Less heat escaping to space (at wavelengths where CO2 absorbs heat), more heat going back to Earth’s surface – i.e., downward infrared radiation at CO2 wavelengths. No alternative theory so far
Describe the impacts of human activity and fossil fuel development on climate patterns and variables
Global warming refers to observed warming of the planet due to human-caused GHGs. “Climate change” refers to all the long-term changes in climate – sea-level rise, extreme weather (rain, drought, etc.), ocean acidification. (Naturally occurring reasons for climate variability short term include earth orbital and solar output variability, volcanic eruptions, and El Nino/LA Nina events.)
Explain the cyclical, meteorological, and temporal relationships between weather and climate
Climate is statistical average of weather conditions over long periods of time and seasons; weather is atmospheric conditions at a given time/place. “A tropical climate” vs. “a rainy day.” Climate change impacts weather, i.e., the occurrence and severity of weather events.

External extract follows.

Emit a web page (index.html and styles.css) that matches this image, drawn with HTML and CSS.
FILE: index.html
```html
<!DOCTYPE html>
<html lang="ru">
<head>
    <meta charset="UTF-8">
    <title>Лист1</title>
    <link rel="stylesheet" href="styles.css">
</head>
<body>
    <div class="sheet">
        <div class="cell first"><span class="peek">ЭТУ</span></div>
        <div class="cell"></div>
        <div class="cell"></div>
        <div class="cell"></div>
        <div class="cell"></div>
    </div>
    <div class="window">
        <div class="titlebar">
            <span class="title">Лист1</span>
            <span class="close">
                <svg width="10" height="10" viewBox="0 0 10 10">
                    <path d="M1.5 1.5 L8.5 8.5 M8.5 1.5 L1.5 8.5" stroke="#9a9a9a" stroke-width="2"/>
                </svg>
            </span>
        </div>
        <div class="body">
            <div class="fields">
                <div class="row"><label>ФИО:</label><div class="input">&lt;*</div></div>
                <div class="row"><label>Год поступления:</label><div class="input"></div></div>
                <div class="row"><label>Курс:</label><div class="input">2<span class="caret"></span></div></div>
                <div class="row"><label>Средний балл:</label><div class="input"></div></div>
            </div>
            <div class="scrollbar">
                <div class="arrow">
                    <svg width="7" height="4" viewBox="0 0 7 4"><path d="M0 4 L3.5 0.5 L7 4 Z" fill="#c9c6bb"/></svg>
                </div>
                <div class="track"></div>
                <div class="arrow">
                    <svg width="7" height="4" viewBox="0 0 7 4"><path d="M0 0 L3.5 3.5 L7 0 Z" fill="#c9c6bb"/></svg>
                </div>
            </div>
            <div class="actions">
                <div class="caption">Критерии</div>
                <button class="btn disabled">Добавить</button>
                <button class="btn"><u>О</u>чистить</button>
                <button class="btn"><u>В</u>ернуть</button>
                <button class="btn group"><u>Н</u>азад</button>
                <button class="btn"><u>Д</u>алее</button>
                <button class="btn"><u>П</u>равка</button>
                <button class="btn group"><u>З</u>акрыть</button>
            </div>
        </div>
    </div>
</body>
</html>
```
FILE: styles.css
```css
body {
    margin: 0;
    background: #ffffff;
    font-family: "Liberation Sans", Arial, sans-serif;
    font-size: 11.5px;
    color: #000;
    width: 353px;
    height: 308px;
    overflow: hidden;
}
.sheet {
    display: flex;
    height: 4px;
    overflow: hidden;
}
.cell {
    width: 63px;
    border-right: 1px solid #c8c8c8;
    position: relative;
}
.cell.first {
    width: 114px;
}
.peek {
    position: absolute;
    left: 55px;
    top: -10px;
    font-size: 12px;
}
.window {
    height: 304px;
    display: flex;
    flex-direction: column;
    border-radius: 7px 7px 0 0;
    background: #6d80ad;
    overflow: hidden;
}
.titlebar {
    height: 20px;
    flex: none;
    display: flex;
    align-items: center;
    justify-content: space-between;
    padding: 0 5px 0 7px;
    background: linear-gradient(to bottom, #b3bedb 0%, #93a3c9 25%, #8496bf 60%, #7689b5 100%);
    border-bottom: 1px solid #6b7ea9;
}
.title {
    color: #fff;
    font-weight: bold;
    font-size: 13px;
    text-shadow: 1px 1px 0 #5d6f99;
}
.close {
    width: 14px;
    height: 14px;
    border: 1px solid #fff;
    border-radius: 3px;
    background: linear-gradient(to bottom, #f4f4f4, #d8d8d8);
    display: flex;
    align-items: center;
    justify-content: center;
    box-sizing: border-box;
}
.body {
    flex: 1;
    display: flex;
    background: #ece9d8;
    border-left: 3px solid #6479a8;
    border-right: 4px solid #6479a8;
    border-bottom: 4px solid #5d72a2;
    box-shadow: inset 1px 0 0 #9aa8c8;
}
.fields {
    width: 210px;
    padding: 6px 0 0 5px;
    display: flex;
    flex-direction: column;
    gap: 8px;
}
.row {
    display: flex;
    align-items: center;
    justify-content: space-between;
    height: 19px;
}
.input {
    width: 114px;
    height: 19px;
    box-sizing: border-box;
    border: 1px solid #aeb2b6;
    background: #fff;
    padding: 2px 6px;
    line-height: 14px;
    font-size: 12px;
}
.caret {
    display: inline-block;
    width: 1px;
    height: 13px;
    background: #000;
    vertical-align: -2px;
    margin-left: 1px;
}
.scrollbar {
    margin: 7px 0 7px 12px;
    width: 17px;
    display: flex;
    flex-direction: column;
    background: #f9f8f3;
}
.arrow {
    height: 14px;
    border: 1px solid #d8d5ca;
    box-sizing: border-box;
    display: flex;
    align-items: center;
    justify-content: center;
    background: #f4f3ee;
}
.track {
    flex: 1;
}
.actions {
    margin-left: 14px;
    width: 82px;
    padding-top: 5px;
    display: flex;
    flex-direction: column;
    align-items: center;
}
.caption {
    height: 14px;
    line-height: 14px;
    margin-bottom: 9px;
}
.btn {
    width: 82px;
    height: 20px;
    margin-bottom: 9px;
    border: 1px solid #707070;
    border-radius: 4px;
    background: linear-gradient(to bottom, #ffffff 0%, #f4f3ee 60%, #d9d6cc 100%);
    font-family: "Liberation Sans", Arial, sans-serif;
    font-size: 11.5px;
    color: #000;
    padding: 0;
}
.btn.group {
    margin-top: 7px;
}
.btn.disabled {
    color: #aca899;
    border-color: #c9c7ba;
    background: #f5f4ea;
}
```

Cyclical: Natural variability is exacerbated by long-term global warming, producing damaging local/regional effects. Hotter summers, wetter winters for example.
ENSO: El Nino plus climate change = even more extreme heat, storms, such as in 2010 – “an unprecedented run of extreme events.”
Meteorological: Climate change shifts precipitation patterns, making dry areas drier and wet areas wetter in some cases. Weather: more hot days or more rainy/snowy days.
Temporal: Weather is measured over hours/days (specific in time); climate over decades or longer (averages over time). Climate allows comparative averages, i.e., Florida hotter than Greenland.